Find out what the best destinations in the United Kingdom are as awarded by millions of real travelers.
London, United Kingdom
If you want to see London at its most spectacular, go in 2012. In June, the city will celebrate the Queen's Diamond Jubilee with all due pomp and circumstance (including a huge parade and a flotilla of 1,000 boats on the Thames). And in July and August, of course, the eyes of the world will be on London as it hosts the 2012 Olympic and Paralympic Games. Will it be crowded? Sure. But it'll be unforgettable.
Edinburgh, United Kingdom
While dramatic windswept hills make Edinburgh a site to behold, its rich history makes it a city to remember. From the world-famous Edinburgh Castle, to St. Giles Cathedral, to Real Mary King's Close and the Museum of Scotland, the sites are plentiful. Visit Edinburgh during Hogmanay (a days-long Scottish new year celebration full of food, drink and local traditions) and you'll be one of 80,000 revelers in the city! And yes, you must try the traditional fruitcake.
Liverpool, United Kingdom
Liverpool's fortunes have historically been tied to shipping. But imports and exports like sugar, spice and tobacco pale in comparison with Liverpool's most famous export of all—the Beatles. Relive the hysteria at the Beatles Story Experience, and check out Paul's childhood home, but also leave time for exploring Liverpool Cathedral and the Walker Art Gallery.
Torquay, United Kingdom
Mild ocean breezes, sandy beaches and swaying Torbay Palms give the small English town of Torquay a distinctively Mediterranean feel. More than just a beach spot, Torquay boasts an enormous coastal aviary and the famous Kents Cavern Prehistoric Caves. Agatha Christie spent most of her life here, and the city is now home to multiple film companies. With such a rich literary history, Torquay may be the perfect place to finish writing that novel or screenplay, or just to relax with a good mystery.
Glasgow, United Kingdom
Scotland's largest city is a friendly, bustling town with imposing 19th-century buildings, vibrant theater life, the most talked-about independent music scene outside the U.S. and watering holes that run the gamut from trendy bars to traditional pubs. The city's buses and subway system make it easy to explore. Don't miss the reopened Kelvingrove Art Museum, the Victorian Necropolis, or the surprisingly delicious local delicacy: deep-fried pizza. Glasgow is the gateway to the Highlands and Islands.
Belfast, United Kingdom
With a population of almost 300,000 in the city proper, Belfast has grown into a cosmopolitan destination and become a popular weekend break spot. With feelings of optimism and life pulsing through the city, Belfast makes for an energizing getaway. It's never been easier to tour the city, thanks to a number of intriguing bus, taxi, boat and pedestrian options. Don't miss the Ulster Folk Museum or the Belfast Cathedral, and make sure to experience some of the award-winning restaurants, bars, clubs, galleries and theaters.

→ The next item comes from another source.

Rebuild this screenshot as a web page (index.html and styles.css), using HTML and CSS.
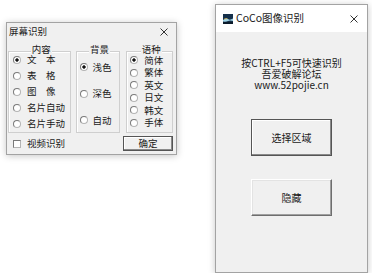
FILE: index.html
```html
<!DOCTYPE html>
<html lang="zh-CN">
<head>
    <meta charset="UTF-8">
    <title>CoCo图像识别</title>
    <link rel="stylesheet" href="styles.css">
</head>
<body>
    <div class="desk">
        <!-- 屏幕识别 设置窗口 -->
        <div class="win win-small">
            <div class="titlebar tb-small">
                <span class="title">屏幕识别</span>
                <svg class="close" viewBox="0 0 8 8"><path d="M0.5 0.5 L7.5 7.5 M7.5 0.5 L0.5 7.5"/></svg>
            </div>
            <div class="dlg">
                <div class="groups">
                    <div class="grp grp-content">
                        <span class="grp-title">内容</span>
                        <div class="opts">
                            <div class="opt"><span class="radio on"></span>文　本</div>
                            <div class="opt"><span class="radio"></span>表　格</div>
                            <div class="opt"><span class="radio"></span>图　像</div>
                            <div class="opt"><span class="radio"></span>名片自动</div>
                            <div class="opt"><span class="radio"></span>名片手动</div>
                        </div>
                    </div>
                    <div class="grp grp-bg">
                        <span class="grp-title">背景</span>
                        <div class="opts">
                            <div class="opt"><span class="radio on"></span>浅色</div>
                            <div class="opt"><span class="radio"></span>深色</div>
                            <div class="opt"><span class="radio"></span>自动</div>
                        </div>
                    </div>
                    <div class="grp grp-lang">
                        <span class="grp-title">语种</span>
                        <div class="opts">
                            <div class="opt"><span class="radio on"></span>简体</div>
                            <div class="opt"><span class="radio"></span>繁体</div>
                            <div class="opt"><span class="radio"></span>英文</div>
                            <div class="opt"><span class="radio"></span>日文</div>
                            <div class="opt"><span class="radio"></span>韩文</div>
                            <div class="opt"><span class="radio"></span>手体</div>
                        </div>
                    </div>
                </div>
                <div class="footer">
                    <div class="chk-row"><span class="check"></span>视频识别</div>
                    <div class="btn btn-default btn-ok">确定</div>
                </div>
            </div>
        </div>

        <!-- 主窗口 -->
        <div class="win win-main">
            <div class="titlebar tb-main">
                <div class="tb-left">
                    <svg class="app-icon" viewBox="0 0 10 10">
                        <rect width="10" height="10" fill="#15304a"/>
                        <path d="M0 6 Q3 3.5 5 5 T10 4.5 V7 Q7 6 5 7 T0 7.5 Z" fill="#9fd3e6"/>
                        <path d="M1 5.2 Q3 4 4.5 4.8" stroke="#e8c35a" stroke-width="0.8" fill="none"/>
                        <rect y="8" width="10" height="2" fill="#0b1b2b"/>
                    </svg>
                    <span class="title">CoCo图像识别</span>
                </div>
                <svg class="close" viewBox="0 0 8 8"><path d="M0.5 0.5 L7.5 7.5 M7.5 0.5 L0.5 7.5"/></svg>
            </div>
            <div class="main-body">
                <p class="hint">按CTRL+F5可快速识别<br>吾爱破解论坛<br>www.52pojie.cn</p>
                <div class="btn btn-default btn-big">选择区域</div>
                <div class="btn btn-big">隐藏</div>
            </div>
        </div>
    </div>
</body>
</html>
```

FILE: styles.css
```css
body {
    margin: 0;
    background-color: #fff;
    font-family: "Noto Sans CJK SC", "Liberation Sans", sans-serif;
    color: #1a1a1a;
}
.desk {
    display: flex;
    align-items: flex-start;
    padding: 4px 0 0 6px;
}
.win {
    box-sizing: border-box;
    background-color: #f0f0f0;
    border: 1px solid #a3a3a3;
    box-shadow: 0 1px 7px rgba(0, 0, 0, 0.22);
}
.win-small {
    width: 171px;
    height: 133px;
    margin-top: 18px;
}
.win-main {
    width: 153px;
    height: 269px;
    margin-left: 38px;
}
.titlebar {
    display: flex;
    align-items: center;
    justify-content: space-between;
}
.tb-small {
    height: 18px;
    padding: 0 8px 0 2px;
    font-size: 9.5px;
}
.tb-main {
    height: 27px;
    padding: 0 9px 0 7px;
    background-color: #fff;
    font-size: 10.5px;
}
.title {
    line-height: 1;
}
.tb-left {
    display: flex;
    align-items: center;
    gap: 3px;
}
.app-icon {
    width: 10px;
    height: 10px;
}
.close {
    width: 8px;
    height: 8px;
    stroke: #333;
    stroke-width: 1;
    fill: none;
}

/* 屏幕识别 */
.dlg {
    padding: 10px 3px 0 1px;
}
.groups {
    display: flex;
    gap: 5px;
}
.grp {
    box-sizing: border-box;
    height: 82px;
    border: 1px solid #cfcfcf;
    box-shadow: inset 1px 1px #fff;
    padding-left: 3px;
}
.grp-content {
    width: 63px;
    padding-left: 4px;
}
.grp-bg {
    width: 45px;
}
.grp-lang {
    width: 47px;
    margin-left: 1px;
}
.grp-title {
    display: block;
    width: fit-content;
    height: 11px;
    line-height: 11px;
    margin: -8px auto -3px;
    padding: 0 1px;
    background-color: #f0f0f0;
    font-size: 9.5px;
}
.opt {
    display: flex;
    align-items: center;
    gap: 6px;
    height: 16px;
    font-size: 9.5px;
    line-height: 1;
    white-space: nowrap;
}
.grp-bg .opts {
    padding-top: 2px;
}
.grp-bg .opt {
    height: 26.5px;
    gap: 5px;
}
.grp-lang .opts {
    padding-top: 2px;
}
.grp-lang .opt {
    height: 12.5px;
}
.radio {
    box-sizing: border-box;
    flex: none;
    width: 8px;
    height: 8px;
    border-radius: 50%;
    border: 1px solid #b4b4b4;
    border-top-color: #7a7a7a;
    border-left-color: #7a7a7a;
    background-color: #fff;
}
.radio.on {
    background: radial-gradient(circle, #111 0 1.4px, #fff 1.9px);
}
.footer {
    display: flex;
    align-items: center;
    justify-content: space-between;
    margin-top: 3px;
}
.chk-row {
    display: flex;
    align-items: center;
    gap: 6px;
    padding-left: 5px;
    font-size: 9.5px;
    line-height: 1;
}
.check {
    box-sizing: border-box;
    width: 8px;
    height: 8px;
    border: 1px solid #7a7a7a;
    border-right-color: #b4b4b4;
    border-bottom-color: #b4b4b4;
    background-color: #fff;
}
.btn {
    box-sizing: border-box;
    display: flex;
    align-items: center;
    justify-content: center;
    background-color: #f0f0f0;
    border: 1px solid;
    border-color: #fff #6e6e6e #6e6e6e #fff;
    box-shadow: inset -1px -1px #a0a0a0, inset 1px 1px #e3e3e3;
    line-height: 1;
}
.btn-default {
    border-color: #555;
    box-shadow: inset -1px -1px #8a8a8a, inset 1px 1px #fff;
}
.btn-ok {
    width: 50px;
    height: 15px;
    font-size: 9.5px;
}

/* 主窗口 */
.main-body {
    display: flex;
    flex-direction: column;
    align-items: center;
}
.hint {
    margin: 25px 0 29px;
    font-size: 10px;
    line-height: 11px;
    text-align: center;
}
.btn-big {
    width: 81px;
    height: 37px;
    font-size: 10px;
    margin-bottom: 23px;
}
```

Manchester, United Kingdom
Famed for its soccer team and music scene, which has produced the likes of the Smiths and Oasis, this center for sports and the arts is a down-to-earth and friendly city. The so-called Capital of the North has overcome industrial decline, bombing (in WWII and by the IRA) to become a confident and cosmopolitan city of well over two million. It is well served by a bus and light rail network. Top attractions include the Lowry art complex, arcade Affleck's Palace and Canal Street gay village.
Blackpool, United Kingdom
The famed resort remains Britain's most popular seaside destination. Frequented by families and convention groups, the compact and easily walkable city increasingly attracts large numbers of gay and lesbian visitors, and boisterous crowds on bachelor and bachelorette weekends. Pleasure Beach is the country's most popular free attraction. Blackpool Tower and Circus are also on most itineraries. The 11 miles of the Blackpool Illuminations lightshow have lit nights from August to November since 1879.
Birmingham, United Kingdom
The geographical heart of England, Birmingham started life as a sixth- century Anglo-Saxon village. Today, much of this city of over a million dates back to post-WWII redevelopment in the 1950s and 60s. Cutting edge museums and galleries, innovative theaters and excellent shopping have contributed to Birmingham's appeal as a weekend break destination. Don't miss the Balti Triangle, home to the Pakistani food in the UK, the hopping bars and cafes of Gas Street Basin, or the National Sea Life Centre.
Llandudno, United Kingdom
Walk or take the tram to the summit of the Great Orme—you’ll be rewarded with a splendid view of Llandudno, a popular seaside resort in Wales. (Just take a jacket. It can be chilly up there.) On your way up, stop at the Great Orme Copper Mine for a fascinating look at how copper was mined 3,000 years ago.